Ardith Bondi, the photographer who got this lovely shot of the fancy duck, is another friend I've met through Gotham Whale, the local citizen science group that researches our local marine mammals from seals on up to the humpbacks who have returned to our area with increasing frequency as our waterways (which have grown cleaner and cleaner since the Clean Water Act was enacted) support larger and larger schools of menhaden (the small oil-rich fish that is a favorite summertime food for whales). I'm not sure I've ever met Ardith in person but we're Facebook friends, I love her photos and always look forward to her postings. Click here to see more of her photography.

She'd gone to Central Park to see if she could get some fancy duck photos back at the beginning of November; she said there was a mob of people there and it was hard to get a clear shot, but her patience was rewarded with this lovely photo of the mandarin in a perfect showboat moment, fluffing out his feathers at some pesky mallards. I'd seen a few shots of him at this point but this was the one that made me think "Oh, wow, I gotta draw that duck!"

That ended up not happening until Inspiration Part 2, which was (of all the unexpected sources of inspiration ever) this year's Scholastic Trade holiday party.

Ordinarily, "inspirational" is the last adjective I would apply to a company holiday party. I'm an introvert, not an extreme one but enough so that the small talk just feels awkward. I like Scholastic's more since the company's been doing them in house for the last few years, it really helps to NOT have music blasting the way they do at the catering spaces you can rent for your company's holiday shindigs (I hate that, I'm bad enough at small talk without having it be impossible to hear what anyone says back to you), plus the food service company that runs our company cafeteria and coffee bar actually does a really good job with the food and decor, but I still just consider myself bad at company parties.

This year, though, the Trade division got an extra special treat - somebody on high decided we were going to have our party at the Harry Potter: A History of Magic exhibit at the New-York Historical society. I'd already been to see this as a fun warm-up for seeing Harry Potter and the Cursed Child on Halloween, but I was delighted to have more time to go back and look over the exhibit again. The Harry Potter series is celebrating its 20th anniversary this year, and the exhibit was curated by the British Library in honor of that milestone. They did a wonderful job of putting together examples of real-life historical artifacts and tying them in with the world that J.K. Rowling created, and the art is plentiful and luscious -- there are Harry Potter drawings and paintings by Mary Grand Pre (the illustrator of the American editions), Kazu Kibuishi (my favorite of all the Scholastic Graphix imprint artists, who did a lovely set of covers for a 15th anniversary paperback box set), Brian Selznick (Hugo Cabret illustrator who did covers for the 20th anniversary box set), Jim Kay (illustrator of the magnificent illustrated editions that are the latest offering in the Harry Potter re-issues, just glorious stuff so far) and J.K. Rowling herself - she's quite talented on the art side too and you get to see a lot of these charming little drawings she did to help herself envision Harry's world. So those are scattered all through, and then many of the historical artifacts are also beautiful, with illuminated manuscripts and scrolls and globes and, oh, all sorts of lovely things to look at.

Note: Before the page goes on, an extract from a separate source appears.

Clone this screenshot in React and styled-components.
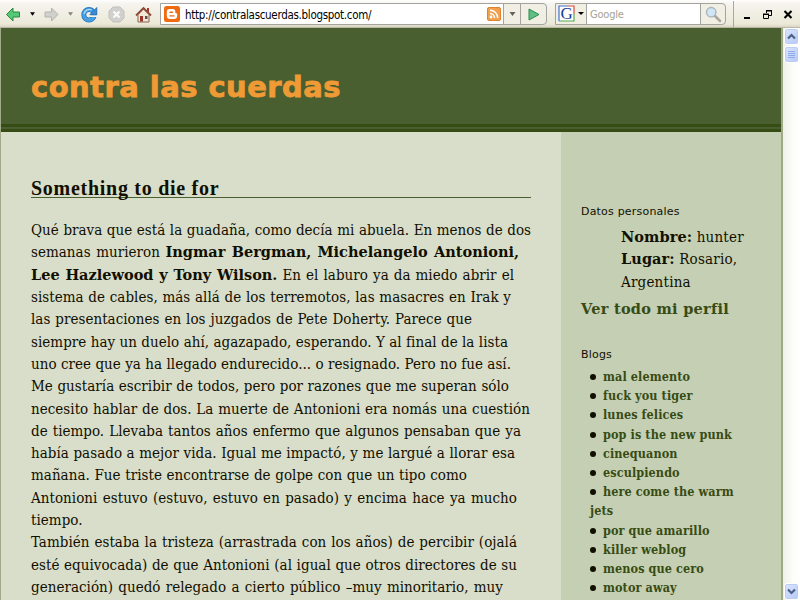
import styled, { createGlobalStyle } from "styled-components";

const SERIF = `"DejaVu Serif Condensed", "DejaVu Serif", serif`;
const WIDE_SERIF = `"DejaVu Serif", serif`;

const GlobalStyle = createGlobalStyle`
  * {
    box-sizing: border-box;
  }

  body {
    margin: 0;
    overflow: hidden;
    background: #d9deca;
    color: #110f00;
  }
`;

const Window = styled.div`
  display: flex;
  flex-direction: column;
  width: 800px;
  height: 600px;
  overflow: hidden;
`;

/* toolbar */
const Toolbar = styled.div`
  display: flex;
  align-items: center;
  flex: none;
  height: 28px;
  background: linear-gradient(#fefefd 0, #f5f4ee 4px, #ece9d8 24px, #d9d5c3 27px, #9b9a86 28px);

  svg {
    display: block;
    flex: none;
  }
`;

const Tools = styled.div`
  display: flex;
  align-items: center;
  width: 160px;
  height: 28px;
  padding-left: 5px;
`;

const Tool = styled.div`
  width: ${(props) => props.$w}px;
`;

const Field = styled.div`
  display: flex;
  align-items: center;
  width: ${(props) => props.$w}px;
  height: 22px;
  margin-left: ${(props) => props.$left || 0}px;
  border: 1px solid #a3a4a0;
  border-radius: 0 4px 4px 0;
  background: #f1efe4;
  overflow: hidden;
`;

const Input = styled.div`
  display: flex;
  align-items: center;
  width: ${(props) => props.$w}px;
  height: 20px;
  padding: 0 2px 0 3px;
  border-right: 1px solid #a3a4a0;
  background: #fff;
`;

const Url = styled.span`
  flex: 1;
  padding: 1px 0 0 5px;
  font: 11.5px "DejaVu Sans Condensed", "DejaVu Sans", sans-serif;
  letter-spacing: -0.3px;
  white-space: nowrap;
  color: #000;
`;

const Hint = styled(Url)`
  padding-left: 0;
  font-size: 11px;
  letter-spacing: -0.2px;
  color: #a5a294;
`;

const Button = styled.div`
  display: flex;
  align-items: center;
  justify-content: center;
  width: ${(props) => props.$w}px;
  height: 20px;
  border-right: ${(props) => (props.$last ? 0 : 1)}px solid #a3a4a0;
`;

const WindowButtons = styled.div`
  display: flex;
  align-items: center;
  height: 27px;
  margin-left: 7px;
  padding-left: 9px;
  border-left: 1px solid #aca899;
`;

/* page */
const View = styled.div`
  display: flex;
  flex: 1;
  min-height: 0;
`;

const Page = styled.div`
  display: flex;
  flex-direction: column;
  width: 783px;
  border-left: 1px solid #a3aa8c;
  border-right: 2px solid #a0a888;
`;

const Header = styled.header`
  flex: none;
  height: 104px;
  padding: 40px 0 0 30px;
  background: linear-gradient(
    #495f2f 96px,
    #374c14 96px 99px,
    #495f2f 99px 101px,
    #374c14 101px
  );
`;

const BlogTitle = styled.h1`
  margin: 0;
  font: bold 29px/38px "DejaVu Sans", Verdana, sans-serif;
  letter-spacing: 0.45px;
  color: #f09a36;
  white-space: nowrap;
  -webkit-text-stroke: 0.8px #f09a36;
`;

const Columns = styled.div`
  display: flex;
  flex: 1;
  min-height: 0;
  overflow: hidden;
`;

const Main = styled.main`
  width: 560px;
  padding: 44px 0 0 30px;
  background: #d9deca;
`;

const PostTitle = styled.h2`
  width: 500px;
  height: 22px;
  margin: 0 0 21px;
  border-bottom: 1px solid #495f2f;
  font: bold 20px/25px "Liberation Serif", serif;
  letter-spacing: 0.72px;
`;

const Line = styled.div`
  width: ${(props) => props.$w}px;
  height: 22.32px;
  font: 15px/22.32px ${SERIF};
  letter-spacing: 0.03px;
  word-spacing: -1.8px;
  white-space: nowrap;
  text-align: justify;
  text-align-last: justify;

  b {
    font: bold 14.5px/22px ${WIDE_SERIF};
    letter-spacing: 0;
  }
`;

const Side = styled.aside`
  width: 220px;
  padding: 72px 0 0 20px;
  background: #c5cfb3;
`;

const SideTitle = styled.h3`
  margin: 0;
  font: 11px/16px "DejaVu Sans", Verdana, sans-serif;
  letter-spacing: 0.2px;
`;

const Profile = styled.div`
  padding: 6px 0 0 40px;
  height: 73px;
  font: 15px/22.4px ${SERIF};
  letter-spacing: 0.2px;

  b {
    font: bold 14.5px/22px ${WIDE_SERIF};
    letter-spacing: 0.08px;
  }
`;

const ProfileLink = styled.a`
  display: block;
  margin: 5px 0 27px;
  font: bold 14.5px/22px ${WIDE_SERIF};
  letter-spacing: 0.27px;
  color: #374c14;
`;

const Blogs = styled.ul`
  margin: 4px 0 0;
  padding: 0 0 0 9px;
  list-style: none;
  font: bold 12.5px/19.2px ${SERIF};
  letter-spacing: 0.1px;
  color: #374c14;
`;

const Blog = styled.li`
  width: 160px;

  &::before {
    content: "";
    display: inline-block;
    width: 6px;
    height: 6px;
    margin-right: 7px;
    border-radius: 50%;
    background: #110f00;
    vertical-align: 1px;
  }
`;

/* scrollbar */
const Scrollbar = styled.div`
  display: flex;
  flex-direction: column;
  align-items: center;
  width: 17px;
  background: linear-gradient(90deg, #f0efe8, #fdfdfa 60%, #fff);
`;

const ScrollButton = styled.div`
  display: flex;
  align-items: center;
  justify-content: center;
  width: 15px;
  height: 17px;
  margin-top: ${(props) => (props.$bottom ? "auto" : "0")};
  margin-bottom: ${(props) => (props.$bottom ? 0 : 1)}px;
  border: 1px solid #fff;
  border-radius: 3px;
  background: linear-gradient(135deg, #dce6fe, #b5c9f8);
  box-shadow: inset 0 0 0 1px #bccdf5;
`;

const post = [
  [500, "Qué brava que está la guadaña, como decía mi abuela. En menos de dos"],
  [488, <>semanas murieron <b>Ingmar Bergman, Michelangelo Antonioni,</b></>],
  [483, <><b>Lee Hazlewood y Tony Wilson.</b> En el laburo ya da miedo abrir el</>],
  [480, "sistema de cables, más allá de los terremotos, las masacres en Irak y"],
  [441, "las presentaciones en los juzgados de Pete Doherty. Parece que"],
  [477, "siempre hay un duelo ahí, agazapado, esperando. Y al final de la lista"],
  [480, "uno cree que ya ha llegado endurecido... o resignado. Pero no fue así."],
  [478, "Me gustaría escribir de todos, pero por razones que me superan sólo"],
  [499, "necesito hablar de dos. La muerte de Antonioni era nomás una cuestión"],
  [490, "de tiempo. Llevaba tantos años enfermo que algunos pensaban que ya"],
  [484, "había pasado a mejor vida. Igual me impactó, y me largué a llorar esa"],
  [436, "mañana. Fue triste encontrarse de golpe con que un tipo como"],
  [486, "Antonioni estuvo (estuvo, estuvo en pasado) y encima hace ya mucho"],
  [54, "tiempo."],
  [486, "También estaba la tristeza (arrastrada con los años) de percibir (ojalá"],
  [486, "esté equivocada) de que Antonioni (al igual que otros directores de su"],
  [472, "generación) quedó relegado a cierto público –muy minoritario, muy"],
];

const blogs = [
  "mal elemento",
  "fuck you tiger",
  "lunes felices",
  "pop is the new punk",
  "cinequanon",
  "esculpiendo",
  "here come the warm jets",
  "por que amarillo",
  "killer weblog",
  "menos que cero",
  "motor away",
];

const Arrow = ({ flip, fill, stroke }) => (
  <svg width="17" height="17" viewBox="0 0 17 17">
    <path
      d="M1.5 8.5 8 2v4h6.5v5H8v4z"
      transform={flip ? "matrix(-1 0 0 1 16.5 0)" : undefined}
      fill={fill}
      stroke={stroke}
      strokeLinejoin="round"
    />
  </svg>
);

const Caret = ({ color = "#000", size = 5 }) => (
  <svg width={size} height="4" viewBox="0 0 6 4">
    <path d="M0 0h6L3 4z" fill={color} />
  </svg>
);

const Chevron = ({ down }) => (
  <svg width="9" height="7" viewBox="0 0 9 7">
    <path
      d={down ? "M1 1.5 4.5 5 8 1.5" : "M1 5.5 4.5 2 8 5.5"}
      fill="none"
      stroke="#4d6185"
      strokeWidth="2.2"
    />
  </svg>
);

const App = () => {
  return (
    <Window>
      <GlobalStyle />
      <Toolbar>
        <Tools>
          <Tool $w={25}>
            <Arrow fill="#55c878" stroke="#2b8a3c" />
          </Tool>
          <Tool $w={13}>
            <Caret />
          </Tool>
          <Tool $w={25}>
            <Arrow flip fill="#d0d0cc" stroke="#b3b3ae" />
          </Tool>
          <Tool $w={13}>
            <Caret color="#85837b" />
          </Tool>
          <Tool $w={27}>
            <svg width="17" height="17" viewBox="0 0 17 17">
              <circle cx="8" cy="8.8" r="5.2" fill="none" stroke="#2a74bd" strokeWidth="5" />
              <circle cx="8" cy="8.8" r="5.2" fill="none" stroke="#46a0e2" strokeWidth="3.4" />
              <path d="M3 8A5.5 5.5 0 0 1 10.5 3.8" fill="none" stroke="#a5daf8" strokeWidth="1.4" />
              <path d="M9.5 9.2H17v1.8H9.5z" fill="#f3f1e8" />
              <path d="M15.8 1.5v7.2H8.8z" fill="#3b8fd6" stroke="#2467ad" strokeWidth=".8" />
            </svg>
          </Tool>
          <Tool $w={27}>
            <svg width="17" height="17" viewBox="0 0 17 17">
              <path
                d="M5 1h7l4 4v7l-4 4H5l-4-4V5z"
                fill="#d0d0cd"
                stroke="#c0c0bc"
                strokeLinejoin="round"
              />
              <path d="m5.5 5.5 6 6m0-6-6 6" stroke="#fafaf8" strokeWidth="2.2" />
            </svg>
          </Tool>
          <svg width="17" height="17" viewBox="0 0 17 17">
            <path d="M12 2h2v4h-2z" fill="#a33c2a" />
            <path d="M3 8.5 8.5 3 14 8.5V16H3z" fill="#f3e7d8" stroke="#87634e" />
            <path d="M1 9.5 8.5 2 16 9.5" fill="none" stroke="#8f4a38" strokeWidth="1.8" />
            <path d="M5 10h3v5.5H5z" fill="#9d3226" />
            <path d="M10 10h2.5v3H10z" fill="#5b514e" />
          </svg>
        </Tools>

        <Field $w={387}>
          <Input $w={343}>
            <svg width="16" height="16" viewBox="0 0 16 16">
              <rect width="16" height="16" rx="2.5" fill="#f06a12" />
              <path
                d="M6 3h2.5A2.8 2.8 0 0 1 11.3 6c0 1 .3 1.2 1 1.2s.9.3.9.9V10A3.2 3.2 0 0 1 10 13H6a3.2 3.2 0 0 1-3.2-3V6A3 3 0 0 1 6 3z"
                fill="#fff"
              />
              <path d="M6 6.2h2.5M6 9.9h4" stroke="#f06a12" strokeWidth="1.4" strokeLinecap="round" />
            </svg>
            <Url>http://contralascuerdas.blogspot.com/</Url>
            <svg width="14" height="14" viewBox="0 0 14 14">
              <rect x=".5" y=".5" width="13" height="13" rx="1.5" fill="#f2a04e" stroke="#dc8430" />
              <circle cx="4" cy="10" r="1.4" fill="#fff" />
              <path
                d="M3 6.5A4.5 4.5 0 0 1 7.5 11M3 3.3A7.7 7.7 0 0 1 10.7 11"
                fill="none"
                stroke="#fff"
                strokeWidth="1.5"
              />
            </svg>
          </Input>
          <Button $w={17}>
            <Caret color="#63625c" size={7} />
          </Button>
          <Button $w={25} $last>
            <svg width="12" height="13" viewBox="0 0 12 13">
              <path d="M1 1 11 6.5 1 12z" fill="#5fbf83" stroke="#2d8b50" strokeLinejoin="round" />
            </svg>
          </Button>
        </Field>

        <Field $w={171} $left={8}>
          <Button $w={31}>
            <svg width="26" height="18" viewBox="0 0 26 18">
              <path d="M1 1h15v15H1z" fill="#fff" />
              <path d="M1 16V1h8" fill="none" stroke="#3f71d2" strokeWidth="1.2" />
              <path d="M9 1h7v8" fill="none" stroke="#d34a3a" strokeWidth="1.2" />
              <path d="M16 9v7H1" fill="none" stroke="#54a852" strokeWidth="1.2" />
              <text x="2.5" y="14.2" fontFamily="Liberation Serif" fontSize="17" fill="#153e9a">
                G
              </text>
              <path d="M20 7h6l-3 3z" fill="#000" />
            </svg>
          </Button>
          <Input $w={114}>
            <Hint>Google</Hint>
          </Input>
          <Button $w={24} $last>
            <svg width="17" height="17" viewBox="0 0 17 17">
              <path d="m9.5 9.5 5.5 5.5" stroke="#aaa6a0" strokeWidth="2.6" strokeLinecap="round" />
              <circle cx="6.2" cy="6.2" r="4.7" fill="#cfe6f6" stroke="#a9b3ba" strokeWidth="1.4" />
            </svg>
          </Button>
        </Field>

        <WindowButtons>
          <svg width="52" height="12" viewBox="0 0 52 12">
            <path d="M1 9h6v2H1z" fill="#000" />
            <path d="M23.5 5V2.5h5v5H26M20.5 6.5h5v4h-5z" fill="none" stroke="#000" />
            <path d="M23 2h6v1.5h-6zM20 5.5h6V7h-6z" fill="#000" />
            <path d="m41.5 3 7 7m0-7-7 7" stroke="#000" strokeWidth="2.1" />
          </svg>
        </WindowButtons>
      </Toolbar>

      <View>
        <Page>
          <Header>
            <BlogTitle>contra las cuerdas</BlogTitle>
          </Header>
          <Columns>
            <Main>
              <PostTitle>Something to die for</PostTitle>
              {post.map(([width, text], i) => (
                <Line key={i} $w={width}>
                  {text}
                </Line>
              ))}
            </Main>
            <Side>
              <SideTitle>Datos personales</SideTitle>
              <Profile>
                <b>Nombre:</b> hunter
                <br />
                <b>Lugar:</b> Rosario,
                <br />
                Argentina
              </Profile>
              <ProfileLink>Ver todo mi perfil</ProfileLink>
              <SideTitle>Blogs</SideTitle>
              <Blogs>
                {blogs.map((name) => (
                  <Blog key={name}>{name}</Blog>
                ))}
              </Blogs>
            </Side>
          </Columns>
        </Page>
        <Scrollbar>
          <ScrollButton>
            <Chevron />
          </ScrollButton>
          <ScrollButton>
            <svg width="7" height="8" viewBox="0 0 7 8">
              <path d="M0 .5h7M0 2.5h7M0 4.5h7M0 6.5h7" stroke="#8fa9e6" />
            </svg>
          </ScrollButton>
          <ScrollButton $bottom>
            <Chevron down />
          </ScrollButton>
        </Scrollbar>
      </View>
    </Window>
  );
};

export default App;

This did actually end up being the first time I've ever gone home from a company party hungry. Food and drinks were not allowed in the gallery, just in the lobby area. I had one drink and a couple of hor's d'oeuvres and then dove into the exhibit. By the time I came back out it was five minutes before time for us to get out and all the food was gone - but I didn't care and if I were to go back and do it again I would do the same thing. Sometimes you feed the mouth, this time I feasted my eyes and went home going "MUST ART! MUST ART!" - fixed myself a super-quick dinner (because I was ravenous, lunch had been a long time ago) and then set myself a challenge of drawing Ardith's duck in half an hour. Nothing to do with the exhibit, just been thinking of drawing him for a while so being in a drawing mood, I picked him as my subject. And the 30-minute challenge was just because with no art training, I can be really slow figuring out how to show something, but I needed to get some sleep and it was already late. I dispensed with my usual obsessing over the reflections in the water (seriously, I think I spend twice as long on the background as on the subject when I do these drawings) and pulled it off it 45 minutes and was pretty happy with it too!

So there is both a review of the Harry Potter History of Magic AND my NYC social media participant mandatory #hotduck entry! 


Haralee said...

I love your sketch of the duck! Sounds like a really fun party. Any party where there is an activity gets high marks in my book.

bonnie said...

Thanks! Wednesday nights are usually pretty uneventful, this one was more fun than usual.

It was a great idea for a party.

Laurie Stone said...

What a talented artist you are! Love that little duckie.

Lois Alter Mark said...

That is awesome! You are so talented!

bonnie said...


Now another friend has posted an ever MORE colorful photo...may have to have another go!